После такого вот обеда Николай Мусиенко пригласил меня на свободное место, рядом с ним. На цементном полу вдоль стен была набросана солома, на которой и устраивали свои постели военнопленные. К вечеру я уже многое знал о рядом лежавших людях, которые рассказали мне все, что знали сами, о нашем лагере.
Лагерь этот немцы создали совсем недавно специально для советских летчиков. Режим здесь был строгий. Помещение, где мы располагались, по-видимому, до войны служило складом: широкие массивные двери, цементный пол, маленькие под самой крышей окна. Небольшая территория лагеря была ограждена колючей проволокой в три ряда. Рассказывали, что до нас здесь было несколько попыток бегства ночью под проволоку, но оказалось, что через нее пропущен электрический ток, и все попытки бежать окончились гибелью пленных.
Распорядок дня был однообразным. Три раза в день под усиленной охраной эсэсовцев выводили небольшими группами в туалет. Утром и вечером давали по черпаку чая, днем еще и суп. При такой пище постепенно терялись физические силы. Просили выводить на работу, как других военнопленных, рассчитывая, что тогда будет проще организовать побег. Но ответ получали один и тот же:
- Летчик есть интеллигент и работать не должен. На работе русский летчик будет драп-драп и его надо много охранять!
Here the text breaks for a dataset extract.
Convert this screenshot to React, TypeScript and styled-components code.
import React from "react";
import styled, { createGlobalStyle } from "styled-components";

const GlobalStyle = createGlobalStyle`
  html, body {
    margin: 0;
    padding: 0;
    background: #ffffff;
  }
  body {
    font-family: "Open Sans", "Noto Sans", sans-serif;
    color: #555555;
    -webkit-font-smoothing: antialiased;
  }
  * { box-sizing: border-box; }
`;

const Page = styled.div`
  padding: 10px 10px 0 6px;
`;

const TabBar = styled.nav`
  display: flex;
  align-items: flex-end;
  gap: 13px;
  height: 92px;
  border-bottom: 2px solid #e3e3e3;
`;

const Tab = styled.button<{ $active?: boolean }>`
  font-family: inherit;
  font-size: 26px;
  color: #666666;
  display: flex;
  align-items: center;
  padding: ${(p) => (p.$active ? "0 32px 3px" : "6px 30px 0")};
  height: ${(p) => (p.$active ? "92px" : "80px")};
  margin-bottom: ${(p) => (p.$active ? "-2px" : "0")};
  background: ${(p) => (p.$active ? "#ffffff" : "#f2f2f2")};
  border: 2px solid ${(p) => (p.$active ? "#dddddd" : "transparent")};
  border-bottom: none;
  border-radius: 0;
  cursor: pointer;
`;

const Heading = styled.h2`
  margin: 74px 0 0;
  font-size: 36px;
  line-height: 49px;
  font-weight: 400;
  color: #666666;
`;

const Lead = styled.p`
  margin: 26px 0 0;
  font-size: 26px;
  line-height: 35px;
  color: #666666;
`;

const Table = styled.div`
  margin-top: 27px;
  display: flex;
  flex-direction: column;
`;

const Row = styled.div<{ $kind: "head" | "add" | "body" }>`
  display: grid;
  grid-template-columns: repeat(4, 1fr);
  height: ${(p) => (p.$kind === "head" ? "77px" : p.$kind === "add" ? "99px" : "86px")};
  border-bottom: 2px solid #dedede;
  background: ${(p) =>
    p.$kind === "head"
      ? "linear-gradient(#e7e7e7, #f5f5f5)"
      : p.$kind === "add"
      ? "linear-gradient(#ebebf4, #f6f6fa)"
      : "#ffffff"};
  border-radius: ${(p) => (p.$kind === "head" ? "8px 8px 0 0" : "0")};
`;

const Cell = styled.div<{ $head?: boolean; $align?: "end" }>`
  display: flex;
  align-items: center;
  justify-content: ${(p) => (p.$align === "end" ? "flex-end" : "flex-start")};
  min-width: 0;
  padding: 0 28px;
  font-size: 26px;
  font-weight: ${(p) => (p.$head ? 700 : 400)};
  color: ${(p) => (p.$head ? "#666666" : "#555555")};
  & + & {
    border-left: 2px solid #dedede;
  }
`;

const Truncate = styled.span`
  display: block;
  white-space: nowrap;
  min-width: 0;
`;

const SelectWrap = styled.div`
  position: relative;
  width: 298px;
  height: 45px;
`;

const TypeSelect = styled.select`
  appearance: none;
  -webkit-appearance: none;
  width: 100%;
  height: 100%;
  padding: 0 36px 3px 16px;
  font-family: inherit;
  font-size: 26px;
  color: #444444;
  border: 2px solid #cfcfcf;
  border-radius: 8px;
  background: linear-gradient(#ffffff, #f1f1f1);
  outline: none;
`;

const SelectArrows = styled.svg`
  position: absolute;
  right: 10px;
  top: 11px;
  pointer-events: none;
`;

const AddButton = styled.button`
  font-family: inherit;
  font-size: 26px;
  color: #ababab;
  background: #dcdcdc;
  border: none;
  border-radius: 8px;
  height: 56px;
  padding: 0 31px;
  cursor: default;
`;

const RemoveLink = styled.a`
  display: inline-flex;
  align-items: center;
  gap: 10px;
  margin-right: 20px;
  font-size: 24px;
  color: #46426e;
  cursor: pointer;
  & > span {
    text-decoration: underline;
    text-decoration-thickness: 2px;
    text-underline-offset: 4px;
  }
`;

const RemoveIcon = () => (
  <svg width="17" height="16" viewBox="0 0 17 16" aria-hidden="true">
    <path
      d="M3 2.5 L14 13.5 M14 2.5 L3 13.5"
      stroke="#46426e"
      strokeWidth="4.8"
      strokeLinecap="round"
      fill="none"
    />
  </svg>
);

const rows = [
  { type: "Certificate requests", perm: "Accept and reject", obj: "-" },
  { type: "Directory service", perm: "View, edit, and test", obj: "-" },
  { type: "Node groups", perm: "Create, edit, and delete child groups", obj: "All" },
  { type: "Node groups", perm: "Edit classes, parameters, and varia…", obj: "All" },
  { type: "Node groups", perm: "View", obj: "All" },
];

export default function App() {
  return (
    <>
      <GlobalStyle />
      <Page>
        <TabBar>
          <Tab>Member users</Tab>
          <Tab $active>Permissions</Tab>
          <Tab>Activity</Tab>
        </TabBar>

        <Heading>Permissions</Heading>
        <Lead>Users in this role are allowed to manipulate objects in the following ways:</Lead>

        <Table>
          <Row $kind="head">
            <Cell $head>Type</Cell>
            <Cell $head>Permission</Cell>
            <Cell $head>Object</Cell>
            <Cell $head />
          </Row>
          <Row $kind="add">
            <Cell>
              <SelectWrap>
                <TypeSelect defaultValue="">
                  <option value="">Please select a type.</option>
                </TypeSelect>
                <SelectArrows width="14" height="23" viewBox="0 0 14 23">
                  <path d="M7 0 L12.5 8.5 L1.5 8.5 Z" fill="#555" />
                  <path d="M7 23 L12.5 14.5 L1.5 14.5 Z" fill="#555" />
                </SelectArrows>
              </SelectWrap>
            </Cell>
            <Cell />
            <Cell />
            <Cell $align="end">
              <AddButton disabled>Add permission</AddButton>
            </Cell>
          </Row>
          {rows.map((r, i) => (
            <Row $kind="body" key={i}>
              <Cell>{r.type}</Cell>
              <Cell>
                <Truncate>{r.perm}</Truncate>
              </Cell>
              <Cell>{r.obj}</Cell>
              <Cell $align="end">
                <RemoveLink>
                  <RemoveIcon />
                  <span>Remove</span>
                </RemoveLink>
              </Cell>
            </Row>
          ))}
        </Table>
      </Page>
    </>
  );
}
Действительно, всего несколько дней назад из нашего лагеря поездом отправили в Германию группу пилотов, которые, по слухам, разбежались в пути. Поэтому всех остальных якобы решили отправлять в Германию пешком под конвоем, что и подтвердилось в дальнейшем.
Несмотря на жесткие, изнурительные условия, жизнь в лагере постепенно стала организовываться. Сначала среди отдельных товарищей, затем среди небольших групп и, наконец, между всеми военнопленными установилось полное доверие. Как-то само собой получилось, что руководителем нашим оказался Степан Иванов, и внешний вид, и воинское звание, и рассуждения которого внушали уважение. Конечно же каждого в отдельности и всех вместе волновал вопрос, как вырваться из плена, причем как можно быстрее, пока еще есть силы и пока мы на родной земле. Всем было ясно, что впоследствии сделать это будет гораздо сложнее.
Через несколько дней состоялось общее собрание нашей группы военнопленных, на котором было решено избрать для организации побега оргкомитет. В него вошли семь человек: Степан Иванов, Николай Мусиенко, Василий Скробов, Павел Кулик, Николай Васильев, Петр Крючков и я.
Кандидатуру каждого тщательно изучали, заслушивали его подробную автобиографию, после чего избираемый заверял общее собрание в честном и добросовестном выполнении поручений собрания и оргкомитета. Затем происходило открытое голосование.
На отдельном совещании оргкомитет избрал председателя. Им стал Степан Иванов, опытный летчик-истребитель, храбро воевавший еще в небе Испании, за что был награжден двумя орденами Красного Знамени, рассудительный, смелый, требовательный к себе и к другим.
Николай Мусиенко, молодой летчик-штурмовик, был командиром знаменитого Ил-2. Крепко сложенный, находчивый, веселый, Николай сразу полюбился нам всем. Василий Скробов и Павел Кулик - оба морские летчики. Николай Васильев, ничем не приметный с виду, представился капитаном, летчиком-истребителем. Молчаливый Петр Крючков не помню уж на каких самолетах летал, но всегда и во всем соглашался с большинством. Меня товарищи по несчастью характеризовали как молодого, постоянно конфликтующего с охраной, но надежного и преданного человека. Такой вот получился оргкомитет по побегу из плена.
Ежедневно мы собирались и решали различные вопросы повседневной нашей жизни: очередность разлива и получения чая и похлебки, очередность выходящих в туалет, очередность ухода за ранеными (таких у нас было несколько), распределение мест отдыха... Главной же проблемой, ежедневно обсуждаемой, оставался вопрос о побеге.
Предлагались и прорабатывались множество вариантов, но, когда дело доходило до осуществления задуманного, всегда что-то мешало: или чего-то не хватало, или вариант оказывался нереальным. Было и так, что в ответ на наши приготовления немецкая охрана предпринимала контрмеры. Создавалось впечатление, что о наших планах гитлеровцы каким-то образом узнавали.
Все наиболее важные решения оргкомитета подлежало утверждать на общем собрании. Но из состава комитета была создана партийная группа из трех коммунистов, и решения этой тройки были обязательны не только для всей семерки комитетчиков, но и для общего собрания. В целях конспирации о составе тройки никто не знал - решения ее до всех доводил Степан Иванов.